**Provided entries**
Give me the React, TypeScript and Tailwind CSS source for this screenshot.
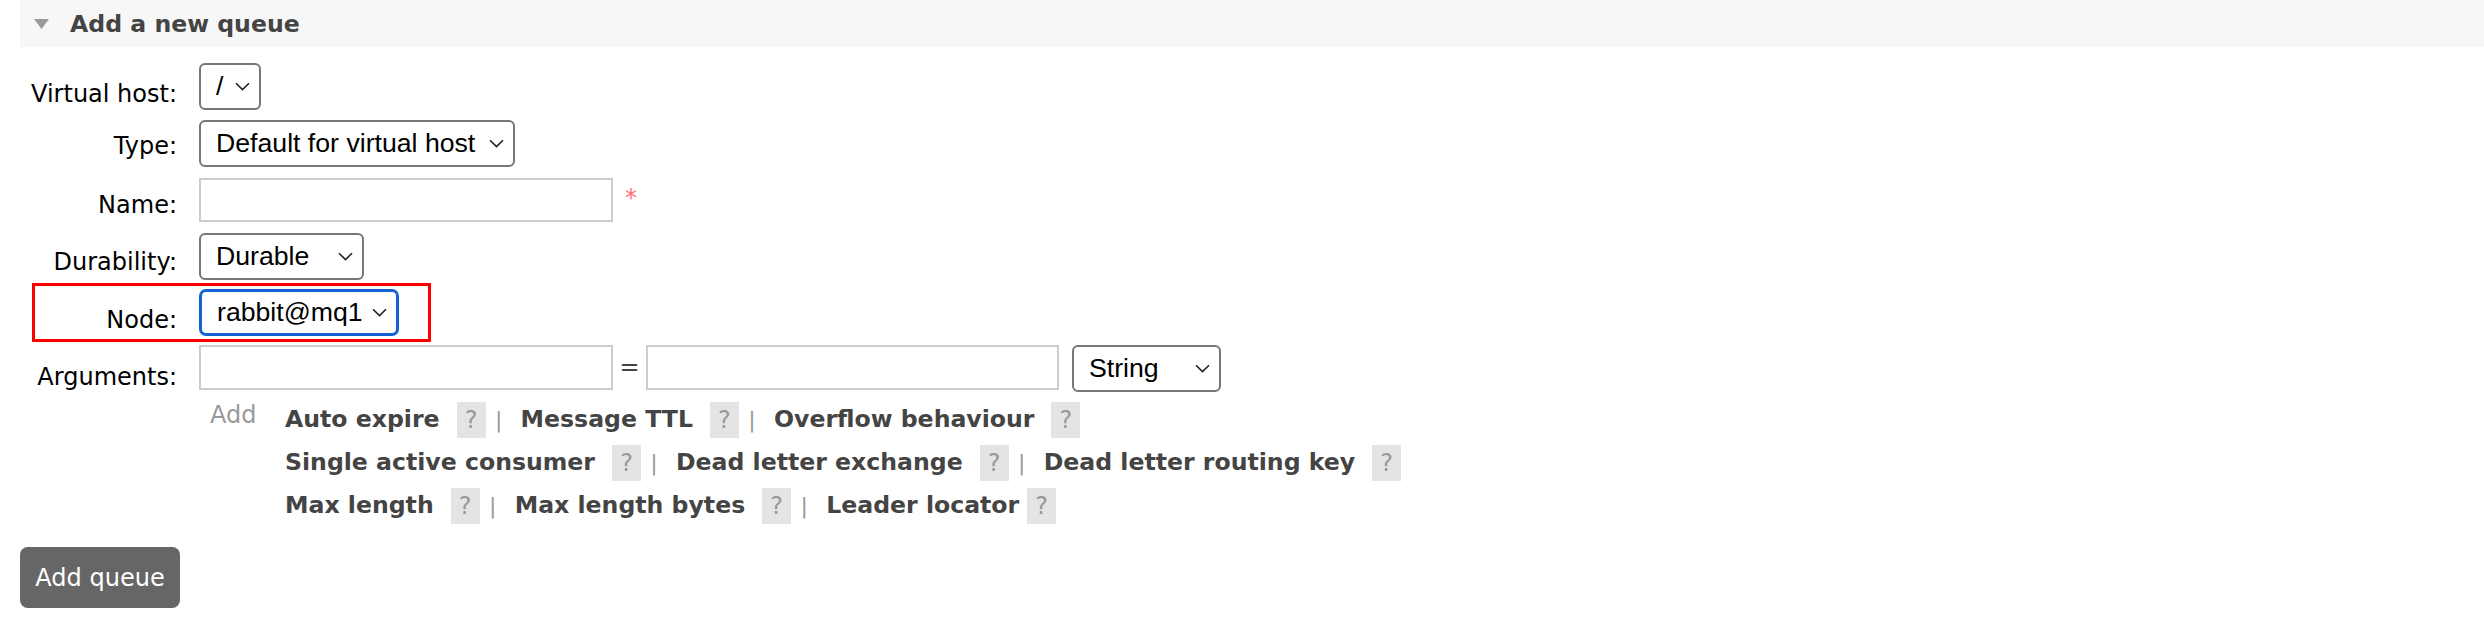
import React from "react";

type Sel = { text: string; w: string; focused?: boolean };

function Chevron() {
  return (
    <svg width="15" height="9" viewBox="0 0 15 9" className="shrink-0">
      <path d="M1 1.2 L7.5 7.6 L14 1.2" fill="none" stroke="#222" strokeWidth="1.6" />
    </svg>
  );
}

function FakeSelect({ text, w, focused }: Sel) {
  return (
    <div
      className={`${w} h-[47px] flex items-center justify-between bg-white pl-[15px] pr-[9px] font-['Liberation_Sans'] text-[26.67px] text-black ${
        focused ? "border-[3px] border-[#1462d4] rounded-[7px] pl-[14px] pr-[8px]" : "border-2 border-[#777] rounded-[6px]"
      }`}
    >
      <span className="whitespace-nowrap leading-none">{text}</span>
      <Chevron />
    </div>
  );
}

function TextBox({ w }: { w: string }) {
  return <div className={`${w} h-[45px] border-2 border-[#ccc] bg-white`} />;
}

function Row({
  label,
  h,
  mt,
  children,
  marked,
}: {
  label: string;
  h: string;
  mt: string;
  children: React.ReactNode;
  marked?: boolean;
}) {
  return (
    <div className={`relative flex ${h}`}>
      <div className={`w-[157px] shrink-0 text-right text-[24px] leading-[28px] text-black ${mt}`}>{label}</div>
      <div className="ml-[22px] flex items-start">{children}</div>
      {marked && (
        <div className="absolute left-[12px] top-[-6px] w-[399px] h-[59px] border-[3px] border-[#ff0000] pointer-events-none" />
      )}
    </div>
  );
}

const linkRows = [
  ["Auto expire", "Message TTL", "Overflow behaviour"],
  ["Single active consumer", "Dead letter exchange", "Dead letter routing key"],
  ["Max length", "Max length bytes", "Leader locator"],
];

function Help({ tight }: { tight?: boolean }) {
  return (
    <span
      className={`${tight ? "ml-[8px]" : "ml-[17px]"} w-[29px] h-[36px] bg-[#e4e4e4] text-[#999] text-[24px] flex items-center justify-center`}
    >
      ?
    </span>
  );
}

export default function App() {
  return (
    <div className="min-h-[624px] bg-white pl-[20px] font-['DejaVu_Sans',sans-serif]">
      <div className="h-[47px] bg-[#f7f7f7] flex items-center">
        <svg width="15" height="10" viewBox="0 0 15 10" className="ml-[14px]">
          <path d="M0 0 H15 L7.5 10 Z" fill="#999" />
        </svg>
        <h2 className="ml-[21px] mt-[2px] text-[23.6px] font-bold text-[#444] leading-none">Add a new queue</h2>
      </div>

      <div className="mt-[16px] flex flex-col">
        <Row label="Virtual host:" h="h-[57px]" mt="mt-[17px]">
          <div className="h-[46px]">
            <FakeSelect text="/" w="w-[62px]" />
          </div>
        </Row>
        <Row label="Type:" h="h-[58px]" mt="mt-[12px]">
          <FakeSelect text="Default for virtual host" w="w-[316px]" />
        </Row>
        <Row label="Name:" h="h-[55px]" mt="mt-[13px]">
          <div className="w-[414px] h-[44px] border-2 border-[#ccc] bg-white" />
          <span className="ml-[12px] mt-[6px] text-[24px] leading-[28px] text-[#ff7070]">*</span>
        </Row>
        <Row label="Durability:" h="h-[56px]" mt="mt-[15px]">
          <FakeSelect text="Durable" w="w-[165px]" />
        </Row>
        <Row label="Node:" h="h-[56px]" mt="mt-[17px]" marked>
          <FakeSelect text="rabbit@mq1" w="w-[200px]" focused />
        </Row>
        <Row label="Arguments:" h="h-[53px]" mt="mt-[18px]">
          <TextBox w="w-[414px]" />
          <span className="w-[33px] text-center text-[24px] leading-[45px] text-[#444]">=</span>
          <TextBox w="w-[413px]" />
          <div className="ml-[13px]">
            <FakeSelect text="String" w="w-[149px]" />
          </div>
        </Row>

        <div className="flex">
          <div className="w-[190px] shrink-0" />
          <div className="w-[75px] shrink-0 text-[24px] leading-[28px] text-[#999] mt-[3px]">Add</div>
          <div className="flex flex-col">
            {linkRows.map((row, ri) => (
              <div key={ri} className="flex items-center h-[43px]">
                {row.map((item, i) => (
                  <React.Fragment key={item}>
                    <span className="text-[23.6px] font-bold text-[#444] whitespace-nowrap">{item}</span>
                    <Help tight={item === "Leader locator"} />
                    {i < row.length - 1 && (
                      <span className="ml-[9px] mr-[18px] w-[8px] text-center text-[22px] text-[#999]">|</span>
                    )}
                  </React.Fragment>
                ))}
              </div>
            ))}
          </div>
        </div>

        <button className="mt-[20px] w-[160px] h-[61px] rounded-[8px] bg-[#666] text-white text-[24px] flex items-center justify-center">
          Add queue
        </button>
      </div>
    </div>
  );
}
---
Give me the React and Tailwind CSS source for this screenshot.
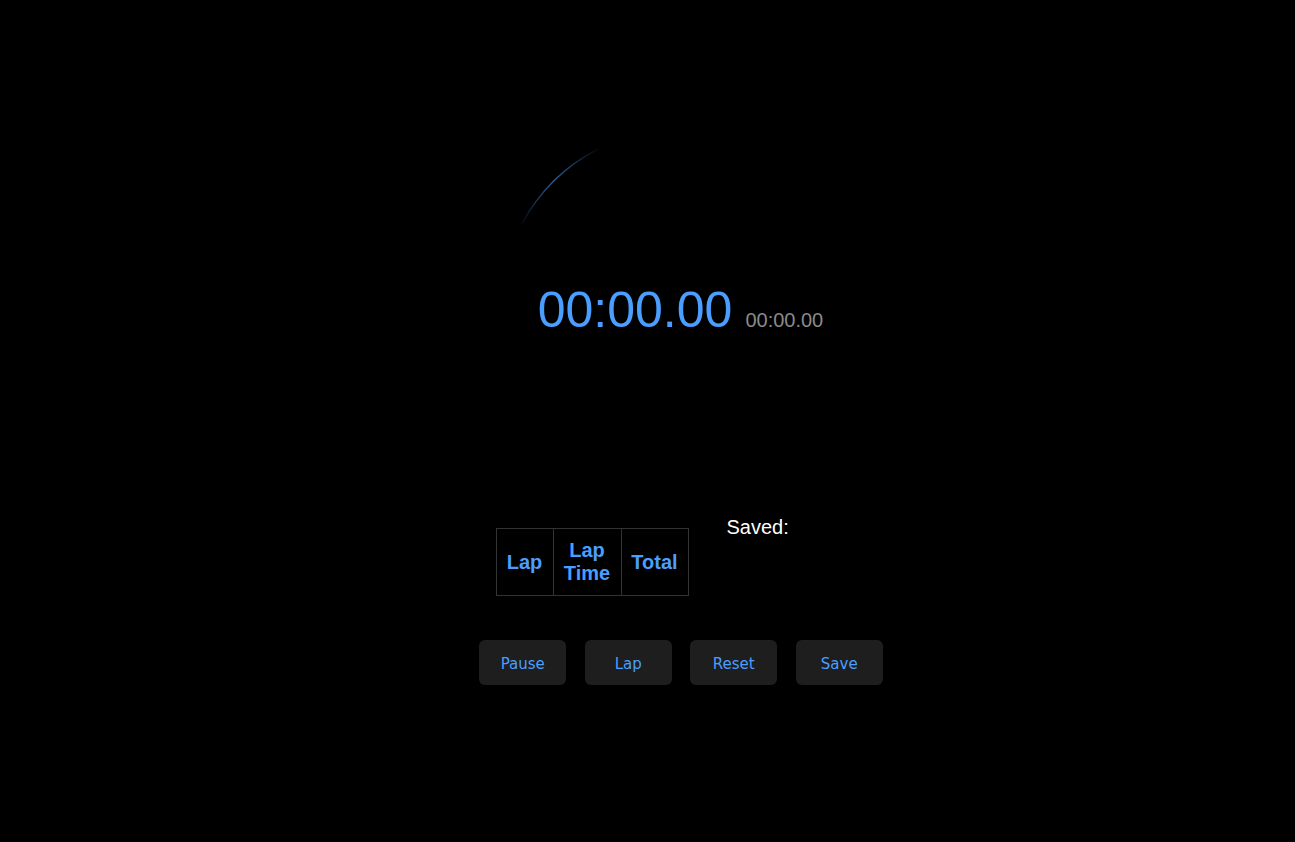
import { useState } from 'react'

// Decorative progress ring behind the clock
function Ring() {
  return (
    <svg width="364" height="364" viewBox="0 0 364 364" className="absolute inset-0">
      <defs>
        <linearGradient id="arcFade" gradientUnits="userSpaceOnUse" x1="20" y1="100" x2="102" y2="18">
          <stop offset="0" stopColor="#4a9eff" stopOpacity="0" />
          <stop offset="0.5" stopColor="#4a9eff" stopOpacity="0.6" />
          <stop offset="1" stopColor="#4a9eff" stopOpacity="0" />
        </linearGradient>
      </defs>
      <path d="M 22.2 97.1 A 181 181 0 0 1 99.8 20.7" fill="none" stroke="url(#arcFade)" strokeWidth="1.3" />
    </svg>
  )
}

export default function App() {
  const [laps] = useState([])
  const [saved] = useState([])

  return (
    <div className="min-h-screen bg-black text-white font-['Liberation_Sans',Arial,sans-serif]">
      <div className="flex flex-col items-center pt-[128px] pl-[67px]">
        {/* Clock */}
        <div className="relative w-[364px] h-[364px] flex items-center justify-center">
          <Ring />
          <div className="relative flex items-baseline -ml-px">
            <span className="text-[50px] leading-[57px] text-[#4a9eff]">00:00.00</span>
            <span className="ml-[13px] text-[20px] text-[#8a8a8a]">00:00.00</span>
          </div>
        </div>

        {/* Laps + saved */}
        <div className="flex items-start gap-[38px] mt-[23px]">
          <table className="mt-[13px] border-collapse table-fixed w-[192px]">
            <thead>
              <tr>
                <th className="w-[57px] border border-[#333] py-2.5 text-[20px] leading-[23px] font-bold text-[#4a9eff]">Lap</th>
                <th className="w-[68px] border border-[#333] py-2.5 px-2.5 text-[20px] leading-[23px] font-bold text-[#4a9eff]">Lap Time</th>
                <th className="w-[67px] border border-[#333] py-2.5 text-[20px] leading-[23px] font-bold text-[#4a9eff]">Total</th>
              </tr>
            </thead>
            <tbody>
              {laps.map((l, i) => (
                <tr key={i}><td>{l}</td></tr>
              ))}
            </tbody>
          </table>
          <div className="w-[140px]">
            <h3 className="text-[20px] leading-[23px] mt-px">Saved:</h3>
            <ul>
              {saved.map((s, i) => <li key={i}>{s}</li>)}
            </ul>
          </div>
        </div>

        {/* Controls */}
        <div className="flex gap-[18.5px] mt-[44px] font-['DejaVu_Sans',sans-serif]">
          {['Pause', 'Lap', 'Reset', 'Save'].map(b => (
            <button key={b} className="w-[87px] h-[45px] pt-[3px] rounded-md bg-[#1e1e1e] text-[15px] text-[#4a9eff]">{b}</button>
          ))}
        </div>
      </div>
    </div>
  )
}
==
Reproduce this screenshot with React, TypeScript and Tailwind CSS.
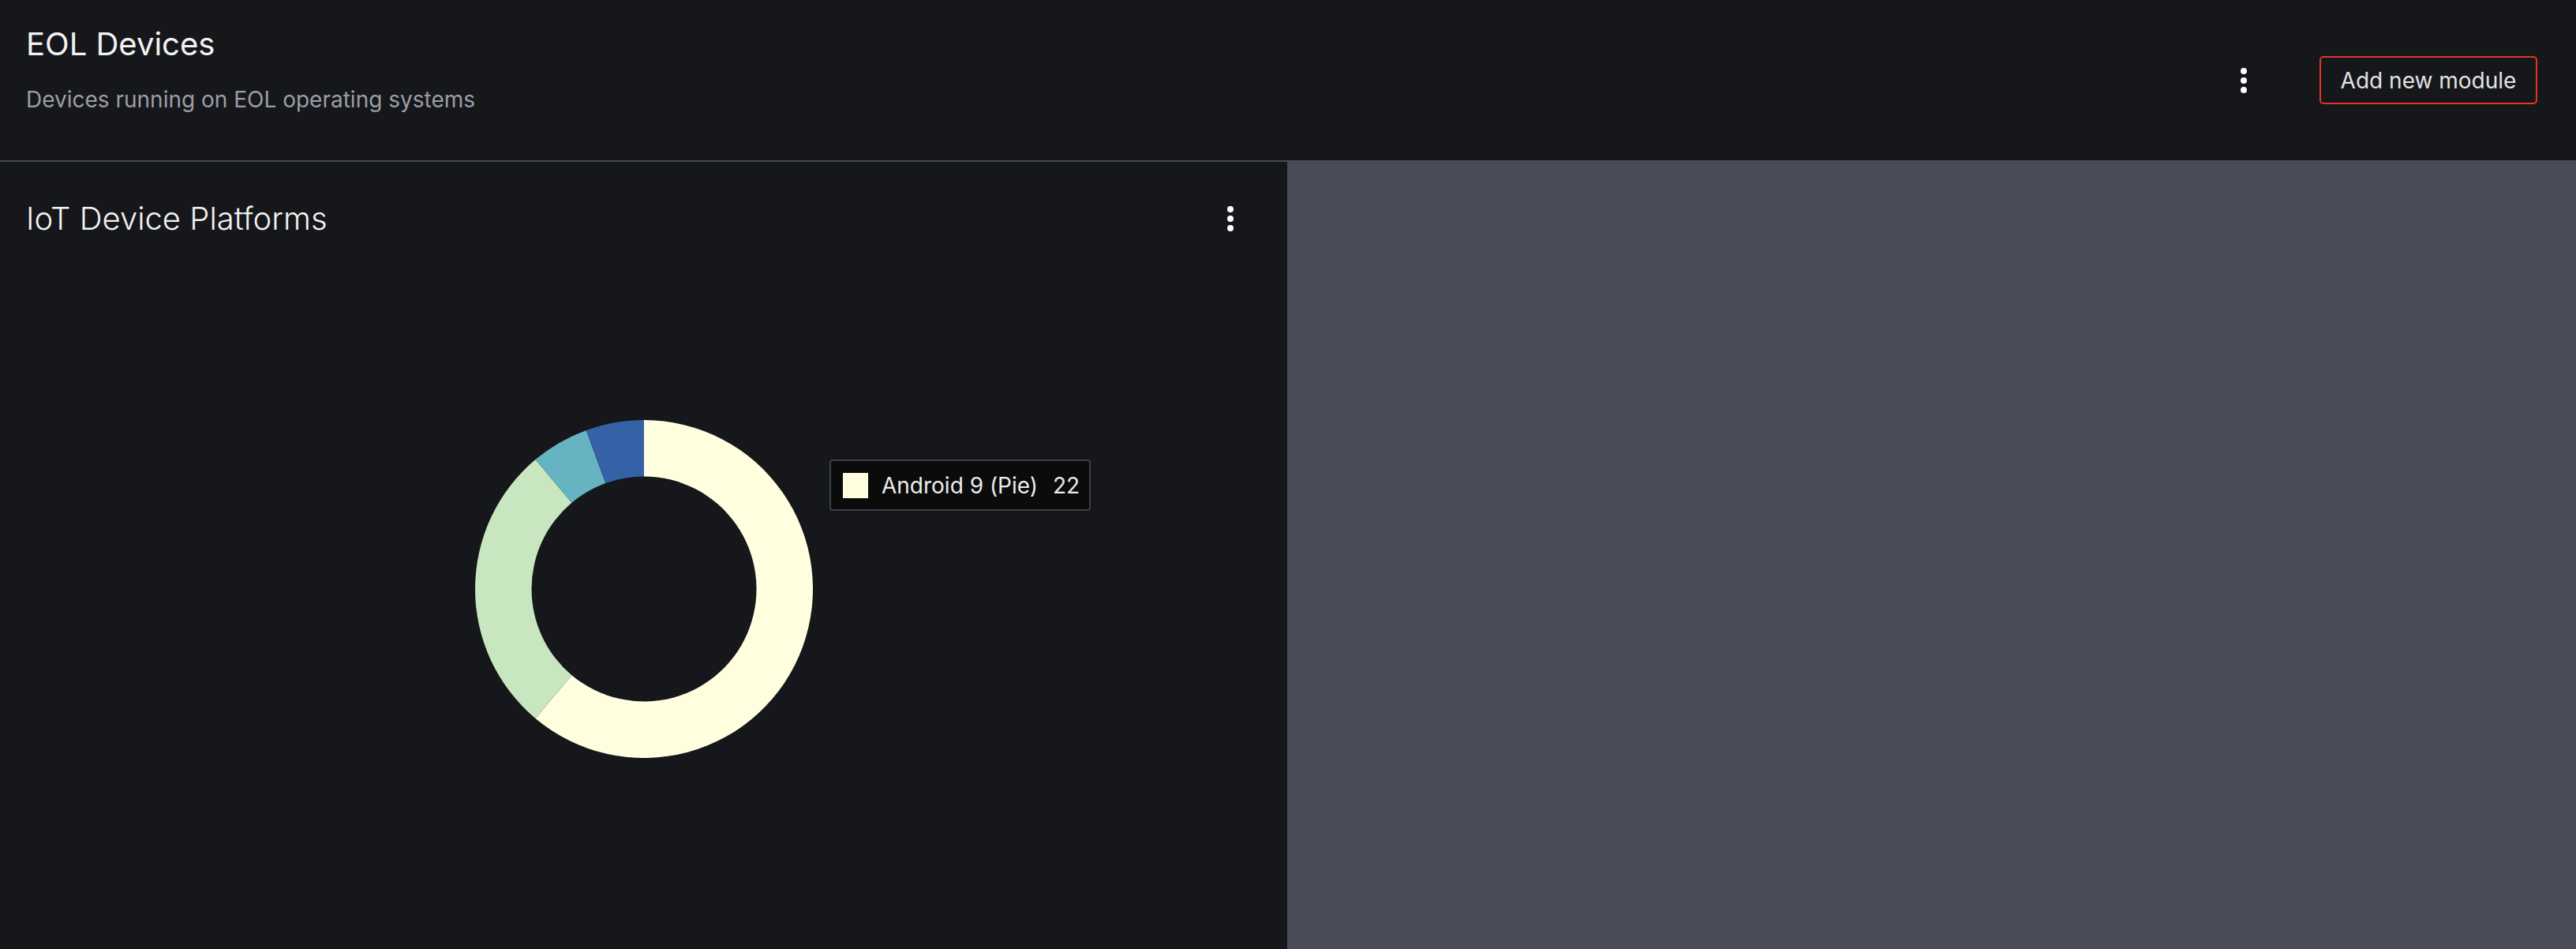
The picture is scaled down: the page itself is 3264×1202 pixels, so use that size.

**Task statement**
Using the data above, set down each line from the line with "Give me the React and" to the line with "const [saved] = useState([])" exactly, both ends included, and leave the pictures behind. Nothing else belongs.

**Complete output**
Give me the React and Tailwind CSS source for this screenshot.
import { useState } from 'react'

// Decorative progress ring behind the clock
function Ring() {
  return (
    <svg width="364" height="364" viewBox="0 0 364 364" className="absolute inset-0">
      <defs>
        <linearGradient id="arcFade" gradientUnits="userSpaceOnUse" x1="20" y1="100" x2="102" y2="18">
          <stop offset="0" stopColor="#4a9eff" stopOpacity="0" />
          <stop offset="0.5" stopColor="#4a9eff" stopOpacity="0.6" />
          <stop offset="1" stopColor="#4a9eff" stopOpacity="0" />
        </linearGradient>
      </defs>
      <path d="M 22.2 97.1 A 181 181 0 0 1 99.8 20.7" fill="none" stroke="url(#arcFade)" strokeWidth="1.3" />
    </svg>
  )
}

export default function App() {
  const [laps] = useState([])
  const [saved] = useState([])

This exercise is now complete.